“I want my body back.”
To all you mamas out there, how many of you have thought, “I want my body back!” Maybe it was during pregnancy, or in that draining postpartum period, or in the years after you were done having kids and looking back on old pictures of yourself. Maybe it was at 3am when you’re awake (again) breastfeeding (again) or when you’re all touched out at the end of a long day.
I know for me, I have been experiencing it more acutely this pregnancy (my second) as exercise has been virtually impossible without feeling dehydrated and exhausted for the rest of the day. I got back into running (shoutout to Fit4Mom Frederick!!!!) after my son was born and went from running a 5k in November to not being able to run for 5 minutes by February, when I was 6 weeks pregnant with my daughter. I was feeling so good in my body, so proud of what it was doing, so grateful for creating a life and then helping me feel more like myself after a difficult postpartum period. Running was making me feel more connected to other moms and helped me relieve stress and then poof - it was gone, what felt like overnight.
Right now, I can sit here and feel more of a sense of awe about what my body is doing, but that’s mainly because baby girl is quite active at the moment! And that’s the thing with this sentiment, of wanting your body back. There has to be nuance to it, right? I can be in awe of my body and also seriously miss my group runs on Sunday mornings. I’ll be grateful when my daughter is here and my body is creating food for her, but I can also promise you that I will be equally as frustrated by being tied to my pumping schedule. I know how excited I’ll be when I’m cleared for exercise, and how difficult it will be to have to build back up some of my endurance.
One important thing here, though, is that I am not defining my worth by my body. Never have, never will. But I have had so many clients feel almost the complete opposite. I’ve had clients who are pregnant and so happy to be growing their family, while struggling significantly with their bodies changing, feeling like they are worth less because they’re gaining weight. I’ve had clients who focus so much on “losing the baby weight” postpartum that they end up having to combat sleep deprivation and the return of their long-dormant eating disorder. I’ve had clients with kids in school who desperately want to be smaller again in order to feel more capable, more confident, as if being smaller will automatically make them a better mom. It breaks my heart because I know that for all of these clients, their kids don’t love them because of how they look, but because of how they show up and make their kids feel important, loved, and safe.

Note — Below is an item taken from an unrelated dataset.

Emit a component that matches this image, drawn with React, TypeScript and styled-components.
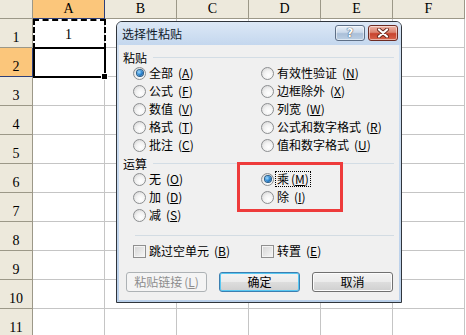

When that part of you gets loud - “Just five more pounds. You’re so lazy. You never used to be this way. Becky doesn’t eat carbs and look at her, she’s stunning.” - it completely detracts from the beauty of motherhood. You miss out of the small moments because you’re inputting your dinner into MyFitnessPal. You avoid being in photos. You say no to ice cream on a warm summer evening. You eat pizza on Friday nights with the family but feel so consumed with guilt you can’t even have fun doing so. You hate yourself for sleeping through your workout alarm and it throws off your entire day. You miss your kid’s cannon ball because you’re so focused on comparing your body to that other woman on the other side of the pool. No mom I know feels good about any of that because no mom goes into parenthood wanting to be focused on food, exercise, and body image. So what happens? The shame kicks in. “I’m a horrible mother. I’m a failure. I can’t even be there for my kids.”
And this is why nuance is needed when we start thinking about wanting our bodies back after having kids. It’s natural to want to get back into shape, to feel like yourself again, to be able to move comfortably, to have something that is truly yours when so much of your life is about other people. When that nuance starts to fade, we enter that dangerous zone of disordered eating, or even full-blown eating disorders. That’s when therapy is needed to find your inherent worth, either for the first time in your life, or for the first time in a while. Moms truly are amazing and deserve to see that within themselves, not just when they look around at others. So yes, you can go ahead and want your body back, but not so badly that your entire sense of self hinges on it.